Khushnuma fulfilled her promise and so we have gems like-
“To date, Branden Fraser and Rachel Weisz are the only ones who’ve successfully taken on the Mummy, so you can stop the wishful thinking.”
Or sample this:
“As the elders say, when all else fails, pray. ‘Dear Fairy godmother, No more fancy balls, tiaras, glass slippers or pumpkin coaches. Men, I can’t understand. Women, I do. So please let me wake up a lesbian tomorrow morning…”
There is a hint of a plot but who cares! Khushnuma’s beautiful writing and structured sentences are a literary delight (how I miss the good old Seth and Rushdie days!). She’s also perfect at humour but it’s not in your face kind of crass stuff, it’s all subtle and full of puns. She’s like the Indian P.G.Wodehouse (why the hell did I read P.G.Wodehouse when I was young? Maybe I was too poor to afford a cell phone).
To find out everything about the prospective partner, she even resurrects her personal detective agency- P&D Associates that she had co-founded with Poppy (not flower but a person).
P&D has had to solve such mind-boggling cases:
“Why would a guy post a pic from which he has oh-so carefully cropped out the girl he is snuggling up to, cheek to cheek, on a matrimonial portal?
Before I forget, each chapter starts with some pearls of wisdom- I love it when authors do this! It only goes to show how good this book is and how the writer has turned a seemingly clichéd subject into a novel work of art purely on the basis of her superior writing skills. There is perfect English, hilarious circumstances, structured sentences and puns, frequent references to TV shows and contemporary media that we all follow. She’s mixed it all up (a bit hap-hazard) but you will barely even notice since everything else is perfect.
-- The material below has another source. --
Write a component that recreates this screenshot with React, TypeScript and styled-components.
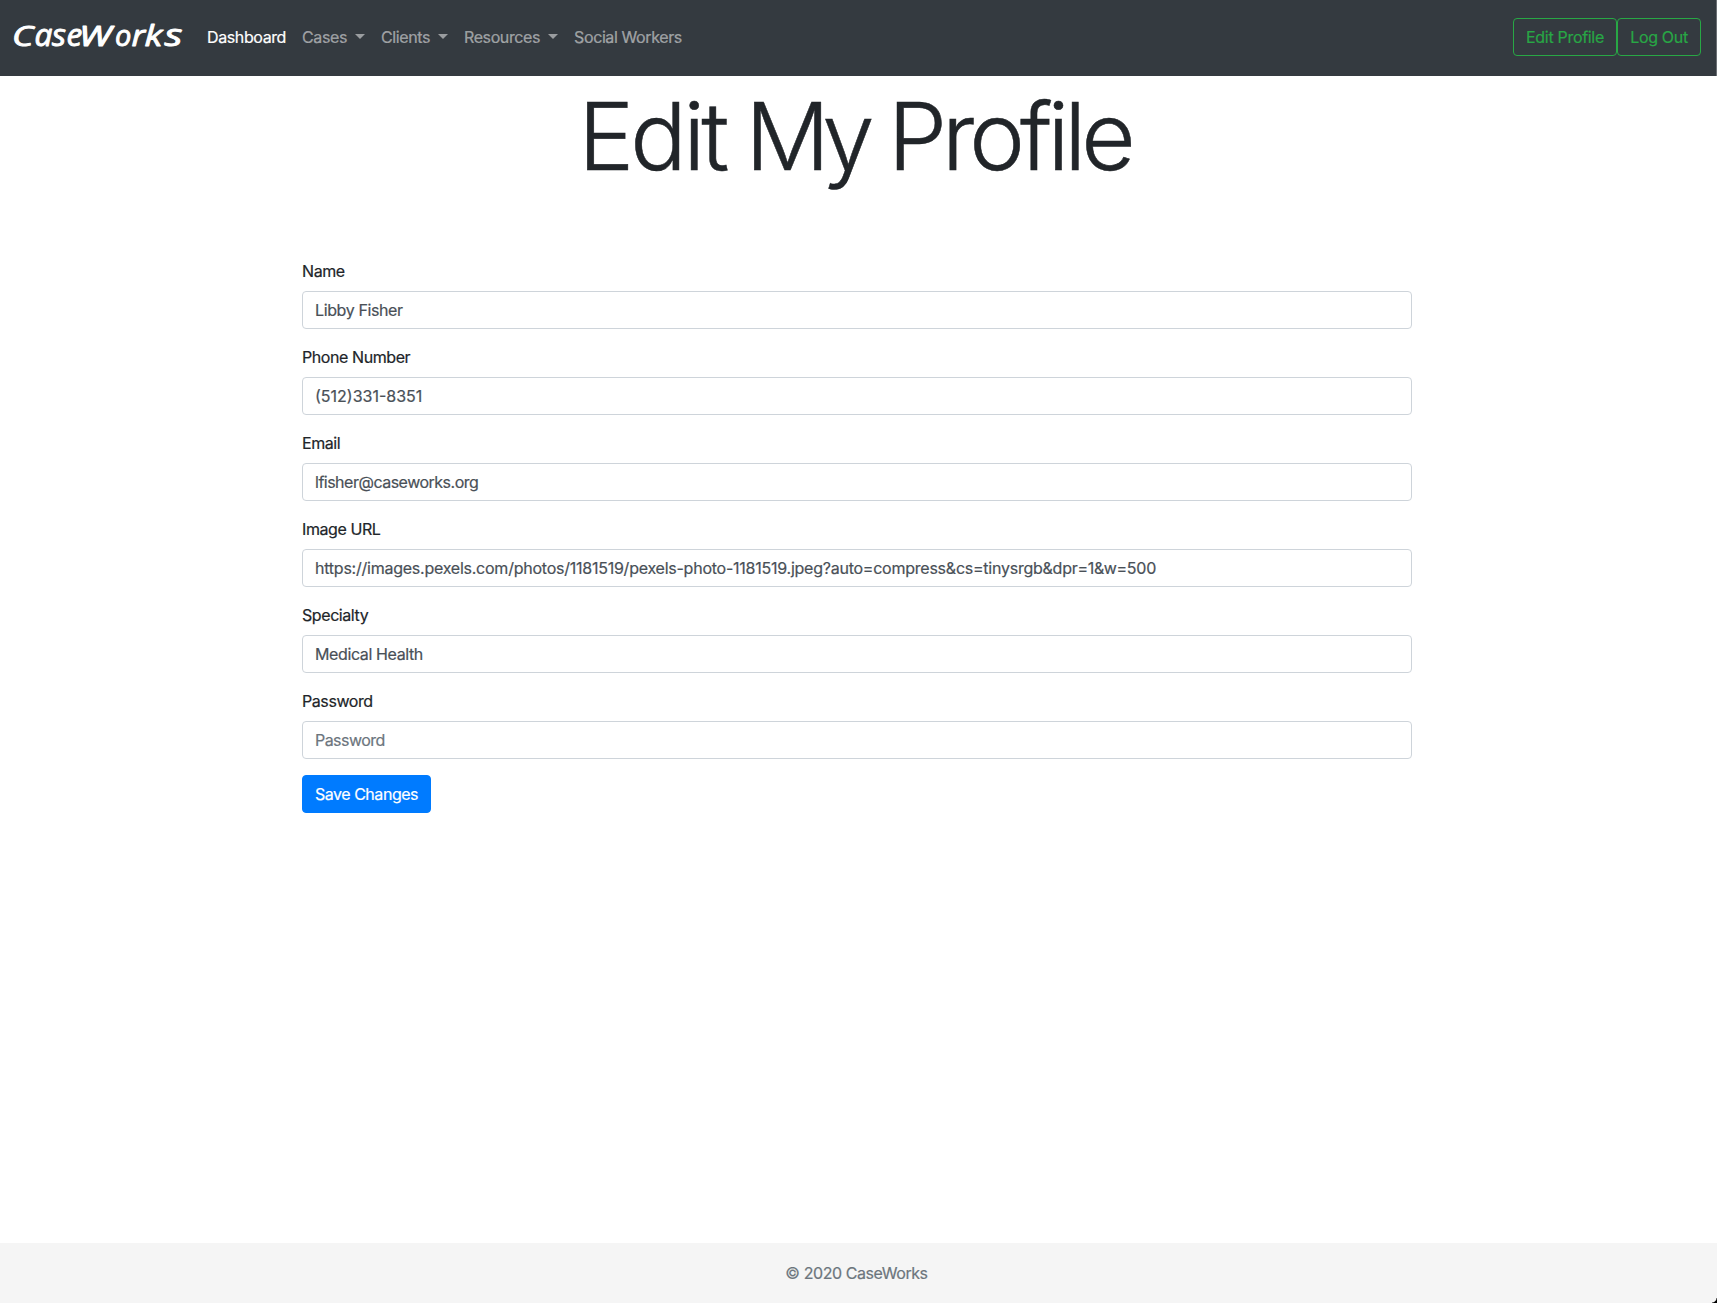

But we must return to the book- she keeps running into opposites and so she meets Mr. Glutton and Mr. Starve. Tries speed dating but to no avail. Since she is in her thirties, it’s all the more difficult to find the ideal man. You cannot help sympathizing with the quintessential urban Indian single woman!
She gets supremely annoyed when even her best friend, Poppy bails out on her and announces her marriage. What is it with this best friend thing! Why must women be like- “If I am not getting a man, nobody’s getting a man!” But that is how our protagonist is and sympathize more we must and wish her luck in her noble quest. She is an optimist and this quality alone is endearing enough.
I don’t want to give out the plot so go read it. Khushnuma deserves a badge or some award in the ‘Good Writing Hall of Fame’ if this world has one. Only Khushnuma, with her supreme talent, superior writing skills, and hawkish observation skills could have penned down this hilarious masterpiece. In Fifty Cups of Coffee, she manages to score brilliantly on all measures of a reader’s Un-great Expectations!